### Exercise aim
Gather, from the data below, each line in which the word "this" occurs.

### Provided data
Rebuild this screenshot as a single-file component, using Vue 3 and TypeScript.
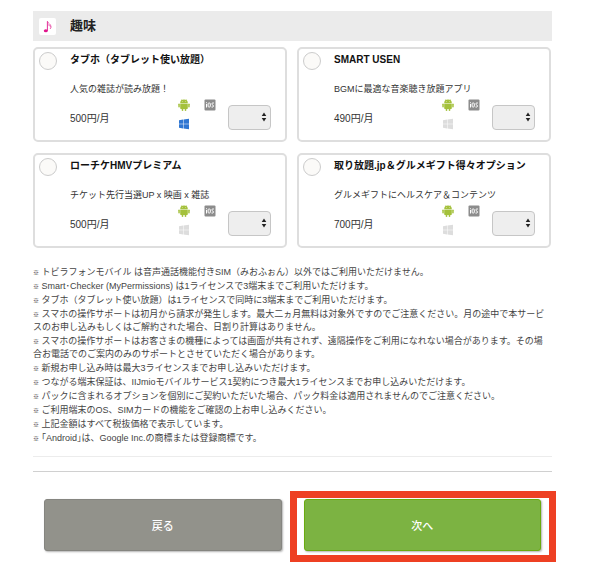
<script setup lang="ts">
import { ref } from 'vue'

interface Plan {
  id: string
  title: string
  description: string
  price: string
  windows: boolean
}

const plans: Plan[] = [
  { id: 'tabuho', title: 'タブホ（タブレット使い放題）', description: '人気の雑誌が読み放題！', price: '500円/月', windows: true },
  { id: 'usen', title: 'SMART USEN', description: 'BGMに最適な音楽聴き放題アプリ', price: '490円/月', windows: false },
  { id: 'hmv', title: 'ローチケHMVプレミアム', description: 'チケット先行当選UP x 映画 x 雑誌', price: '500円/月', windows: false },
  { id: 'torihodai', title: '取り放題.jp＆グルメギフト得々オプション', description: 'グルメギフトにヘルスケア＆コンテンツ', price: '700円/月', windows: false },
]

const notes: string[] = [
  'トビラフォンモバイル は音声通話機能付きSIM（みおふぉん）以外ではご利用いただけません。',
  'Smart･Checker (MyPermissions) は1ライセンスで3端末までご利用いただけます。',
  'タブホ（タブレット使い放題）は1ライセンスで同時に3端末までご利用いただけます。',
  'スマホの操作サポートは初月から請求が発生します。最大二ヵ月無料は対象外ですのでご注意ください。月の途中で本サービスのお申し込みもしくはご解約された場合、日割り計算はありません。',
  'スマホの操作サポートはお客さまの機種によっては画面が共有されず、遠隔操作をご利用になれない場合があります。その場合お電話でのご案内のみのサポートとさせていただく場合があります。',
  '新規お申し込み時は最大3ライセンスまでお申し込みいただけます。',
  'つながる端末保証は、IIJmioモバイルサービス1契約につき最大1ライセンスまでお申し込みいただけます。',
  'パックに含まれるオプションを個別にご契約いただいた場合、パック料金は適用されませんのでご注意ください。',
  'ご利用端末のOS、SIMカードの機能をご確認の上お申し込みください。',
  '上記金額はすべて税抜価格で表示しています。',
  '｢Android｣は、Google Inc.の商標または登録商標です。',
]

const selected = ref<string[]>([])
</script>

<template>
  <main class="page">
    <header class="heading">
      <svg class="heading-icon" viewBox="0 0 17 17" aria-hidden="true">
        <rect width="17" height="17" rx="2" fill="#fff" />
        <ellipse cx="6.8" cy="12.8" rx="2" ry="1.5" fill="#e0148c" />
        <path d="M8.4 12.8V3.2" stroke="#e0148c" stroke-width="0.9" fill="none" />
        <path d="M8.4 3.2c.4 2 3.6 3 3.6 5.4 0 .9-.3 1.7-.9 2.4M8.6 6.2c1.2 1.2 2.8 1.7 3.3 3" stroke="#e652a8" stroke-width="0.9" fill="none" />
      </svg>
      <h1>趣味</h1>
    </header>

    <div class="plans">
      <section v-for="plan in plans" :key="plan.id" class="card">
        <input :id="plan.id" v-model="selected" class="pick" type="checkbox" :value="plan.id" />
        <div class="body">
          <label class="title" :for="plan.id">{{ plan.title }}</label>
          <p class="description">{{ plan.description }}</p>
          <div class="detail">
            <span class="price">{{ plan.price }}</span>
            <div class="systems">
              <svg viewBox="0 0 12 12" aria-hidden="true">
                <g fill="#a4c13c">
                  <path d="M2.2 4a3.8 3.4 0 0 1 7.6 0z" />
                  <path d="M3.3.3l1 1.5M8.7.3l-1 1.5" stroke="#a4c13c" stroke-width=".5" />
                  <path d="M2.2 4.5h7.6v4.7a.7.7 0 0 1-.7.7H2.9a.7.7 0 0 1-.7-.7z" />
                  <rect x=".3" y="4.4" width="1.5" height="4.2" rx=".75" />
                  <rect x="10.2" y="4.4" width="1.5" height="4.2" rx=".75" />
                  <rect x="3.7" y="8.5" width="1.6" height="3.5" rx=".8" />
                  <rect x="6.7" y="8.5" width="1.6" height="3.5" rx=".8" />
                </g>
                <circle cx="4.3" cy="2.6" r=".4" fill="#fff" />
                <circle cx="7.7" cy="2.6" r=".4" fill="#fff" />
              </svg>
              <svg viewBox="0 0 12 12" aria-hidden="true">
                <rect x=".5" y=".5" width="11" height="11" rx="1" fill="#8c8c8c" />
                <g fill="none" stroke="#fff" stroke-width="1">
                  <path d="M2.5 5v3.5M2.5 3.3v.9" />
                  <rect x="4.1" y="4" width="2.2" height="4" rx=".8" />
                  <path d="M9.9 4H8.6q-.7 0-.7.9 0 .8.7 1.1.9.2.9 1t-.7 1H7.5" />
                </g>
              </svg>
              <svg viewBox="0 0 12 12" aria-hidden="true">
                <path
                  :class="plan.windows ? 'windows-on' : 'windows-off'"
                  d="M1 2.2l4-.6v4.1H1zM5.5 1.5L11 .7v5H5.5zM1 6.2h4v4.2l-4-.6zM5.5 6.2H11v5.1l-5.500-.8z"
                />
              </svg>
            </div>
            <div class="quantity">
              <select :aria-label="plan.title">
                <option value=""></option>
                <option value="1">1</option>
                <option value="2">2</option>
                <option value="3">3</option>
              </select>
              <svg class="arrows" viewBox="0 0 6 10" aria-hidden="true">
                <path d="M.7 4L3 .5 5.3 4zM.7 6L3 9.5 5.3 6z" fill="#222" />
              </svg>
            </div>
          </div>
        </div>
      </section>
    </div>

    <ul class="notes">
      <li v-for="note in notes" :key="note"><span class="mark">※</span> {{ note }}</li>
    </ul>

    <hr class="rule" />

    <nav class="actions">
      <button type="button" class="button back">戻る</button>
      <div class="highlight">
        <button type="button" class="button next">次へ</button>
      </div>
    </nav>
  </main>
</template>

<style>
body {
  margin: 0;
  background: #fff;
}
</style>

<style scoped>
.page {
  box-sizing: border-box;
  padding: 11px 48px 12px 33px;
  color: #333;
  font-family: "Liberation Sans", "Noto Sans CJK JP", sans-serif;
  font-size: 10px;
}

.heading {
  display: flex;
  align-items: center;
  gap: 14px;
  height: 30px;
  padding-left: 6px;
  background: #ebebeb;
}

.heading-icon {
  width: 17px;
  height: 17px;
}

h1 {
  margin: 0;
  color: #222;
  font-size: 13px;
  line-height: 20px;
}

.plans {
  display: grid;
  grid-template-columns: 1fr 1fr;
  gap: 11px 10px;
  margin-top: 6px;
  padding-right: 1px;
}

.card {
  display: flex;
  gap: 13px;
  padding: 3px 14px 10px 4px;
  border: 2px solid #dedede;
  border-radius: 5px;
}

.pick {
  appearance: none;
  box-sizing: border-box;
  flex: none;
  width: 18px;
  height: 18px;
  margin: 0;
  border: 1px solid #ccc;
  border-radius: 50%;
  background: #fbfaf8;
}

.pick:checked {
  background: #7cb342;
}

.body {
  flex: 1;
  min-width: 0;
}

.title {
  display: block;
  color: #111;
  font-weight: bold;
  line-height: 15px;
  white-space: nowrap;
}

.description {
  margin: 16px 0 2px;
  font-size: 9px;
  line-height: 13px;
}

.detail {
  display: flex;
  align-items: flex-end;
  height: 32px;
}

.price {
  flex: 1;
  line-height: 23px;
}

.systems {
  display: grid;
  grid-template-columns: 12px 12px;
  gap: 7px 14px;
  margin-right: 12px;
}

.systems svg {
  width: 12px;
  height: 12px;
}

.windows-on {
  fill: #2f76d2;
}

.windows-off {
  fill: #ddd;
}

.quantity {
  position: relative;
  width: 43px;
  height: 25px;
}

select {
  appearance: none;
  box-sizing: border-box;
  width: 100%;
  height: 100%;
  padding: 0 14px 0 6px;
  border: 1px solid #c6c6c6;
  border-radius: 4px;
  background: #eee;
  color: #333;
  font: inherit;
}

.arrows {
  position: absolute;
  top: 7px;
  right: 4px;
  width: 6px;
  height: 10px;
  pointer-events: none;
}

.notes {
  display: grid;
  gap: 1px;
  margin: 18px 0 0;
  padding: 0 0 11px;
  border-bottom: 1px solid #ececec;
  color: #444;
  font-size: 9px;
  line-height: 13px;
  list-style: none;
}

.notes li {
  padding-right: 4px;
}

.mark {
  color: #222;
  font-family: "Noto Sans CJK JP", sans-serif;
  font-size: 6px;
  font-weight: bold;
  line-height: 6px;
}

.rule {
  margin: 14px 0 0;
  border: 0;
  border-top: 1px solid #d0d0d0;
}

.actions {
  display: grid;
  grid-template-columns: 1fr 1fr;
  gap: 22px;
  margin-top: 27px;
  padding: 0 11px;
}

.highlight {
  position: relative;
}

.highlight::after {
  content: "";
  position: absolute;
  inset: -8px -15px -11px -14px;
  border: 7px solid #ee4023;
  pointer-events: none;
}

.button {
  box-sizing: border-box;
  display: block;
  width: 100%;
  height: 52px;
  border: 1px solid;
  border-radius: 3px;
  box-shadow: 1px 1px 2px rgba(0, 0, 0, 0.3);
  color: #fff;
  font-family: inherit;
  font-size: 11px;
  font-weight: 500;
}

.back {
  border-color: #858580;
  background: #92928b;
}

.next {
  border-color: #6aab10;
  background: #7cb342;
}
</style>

==

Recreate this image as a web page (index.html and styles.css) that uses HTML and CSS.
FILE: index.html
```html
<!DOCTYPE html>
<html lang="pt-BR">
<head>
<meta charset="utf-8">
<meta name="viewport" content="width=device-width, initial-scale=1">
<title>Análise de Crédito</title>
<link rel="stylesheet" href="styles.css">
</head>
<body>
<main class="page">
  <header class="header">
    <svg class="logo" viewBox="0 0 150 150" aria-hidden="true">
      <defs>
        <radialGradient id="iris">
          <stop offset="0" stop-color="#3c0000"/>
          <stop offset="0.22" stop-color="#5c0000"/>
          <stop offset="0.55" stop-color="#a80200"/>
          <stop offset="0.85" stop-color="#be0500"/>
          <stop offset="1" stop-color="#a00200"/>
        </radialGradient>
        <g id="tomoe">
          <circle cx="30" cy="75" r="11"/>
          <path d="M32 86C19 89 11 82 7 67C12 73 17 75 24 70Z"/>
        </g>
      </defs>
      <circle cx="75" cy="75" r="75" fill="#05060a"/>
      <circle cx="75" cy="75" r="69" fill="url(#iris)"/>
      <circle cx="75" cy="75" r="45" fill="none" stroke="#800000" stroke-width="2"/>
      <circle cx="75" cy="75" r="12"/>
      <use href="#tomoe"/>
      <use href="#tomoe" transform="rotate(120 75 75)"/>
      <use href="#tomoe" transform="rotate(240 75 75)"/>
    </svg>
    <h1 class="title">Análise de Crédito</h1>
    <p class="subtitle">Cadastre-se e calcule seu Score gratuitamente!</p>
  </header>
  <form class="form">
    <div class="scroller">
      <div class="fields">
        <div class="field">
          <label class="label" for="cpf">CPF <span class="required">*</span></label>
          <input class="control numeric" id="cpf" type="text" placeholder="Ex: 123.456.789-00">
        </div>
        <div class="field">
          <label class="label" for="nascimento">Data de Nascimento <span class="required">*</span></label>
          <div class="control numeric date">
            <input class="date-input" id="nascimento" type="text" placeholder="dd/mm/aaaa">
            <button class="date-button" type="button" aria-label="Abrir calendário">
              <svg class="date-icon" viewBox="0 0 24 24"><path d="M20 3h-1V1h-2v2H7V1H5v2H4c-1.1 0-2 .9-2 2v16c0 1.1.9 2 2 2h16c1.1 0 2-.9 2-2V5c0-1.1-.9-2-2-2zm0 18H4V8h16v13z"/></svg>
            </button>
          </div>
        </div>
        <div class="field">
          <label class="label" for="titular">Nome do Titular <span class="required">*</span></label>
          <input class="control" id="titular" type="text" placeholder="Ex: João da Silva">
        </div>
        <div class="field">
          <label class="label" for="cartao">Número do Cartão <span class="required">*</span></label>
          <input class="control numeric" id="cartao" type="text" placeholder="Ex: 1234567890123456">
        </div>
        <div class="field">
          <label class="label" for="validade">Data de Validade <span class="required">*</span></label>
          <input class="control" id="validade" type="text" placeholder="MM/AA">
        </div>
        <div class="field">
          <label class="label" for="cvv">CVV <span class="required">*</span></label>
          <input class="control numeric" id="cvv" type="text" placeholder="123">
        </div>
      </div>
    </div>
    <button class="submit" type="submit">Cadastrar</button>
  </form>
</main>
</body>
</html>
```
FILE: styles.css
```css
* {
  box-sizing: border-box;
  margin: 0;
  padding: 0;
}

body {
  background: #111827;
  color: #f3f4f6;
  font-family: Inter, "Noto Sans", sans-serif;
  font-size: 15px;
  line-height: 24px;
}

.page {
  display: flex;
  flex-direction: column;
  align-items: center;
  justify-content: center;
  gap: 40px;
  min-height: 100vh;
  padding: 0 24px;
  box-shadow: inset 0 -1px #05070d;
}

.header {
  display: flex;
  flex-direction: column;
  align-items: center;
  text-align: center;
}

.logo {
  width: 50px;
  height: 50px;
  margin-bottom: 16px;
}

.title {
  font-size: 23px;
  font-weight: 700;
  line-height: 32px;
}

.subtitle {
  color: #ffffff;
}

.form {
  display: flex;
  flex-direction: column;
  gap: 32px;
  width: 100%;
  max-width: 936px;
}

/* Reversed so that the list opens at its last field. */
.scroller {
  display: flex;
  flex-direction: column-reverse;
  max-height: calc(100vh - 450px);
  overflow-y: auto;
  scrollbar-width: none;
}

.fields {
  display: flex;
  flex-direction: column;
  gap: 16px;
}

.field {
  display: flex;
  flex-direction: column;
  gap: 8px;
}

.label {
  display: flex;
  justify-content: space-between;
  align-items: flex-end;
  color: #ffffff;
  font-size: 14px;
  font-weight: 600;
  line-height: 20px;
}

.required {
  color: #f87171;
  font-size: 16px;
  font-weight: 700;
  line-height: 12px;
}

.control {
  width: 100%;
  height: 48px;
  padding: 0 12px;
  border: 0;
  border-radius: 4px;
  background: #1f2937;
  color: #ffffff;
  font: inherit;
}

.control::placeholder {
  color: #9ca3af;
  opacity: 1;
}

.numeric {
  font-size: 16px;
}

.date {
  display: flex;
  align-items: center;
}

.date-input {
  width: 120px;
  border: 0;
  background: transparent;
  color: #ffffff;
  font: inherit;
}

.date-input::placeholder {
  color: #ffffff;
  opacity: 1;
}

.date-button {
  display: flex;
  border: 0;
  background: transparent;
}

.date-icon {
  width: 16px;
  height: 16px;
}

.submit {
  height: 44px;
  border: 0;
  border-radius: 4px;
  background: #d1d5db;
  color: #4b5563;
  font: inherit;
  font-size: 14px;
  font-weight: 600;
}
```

### Written reply
Rebuild this screenshot as a single-file component, using Vue 3 and TypeScript.
Recreate this image as a web page (index.html and styles.css) that uses HTML and CSS.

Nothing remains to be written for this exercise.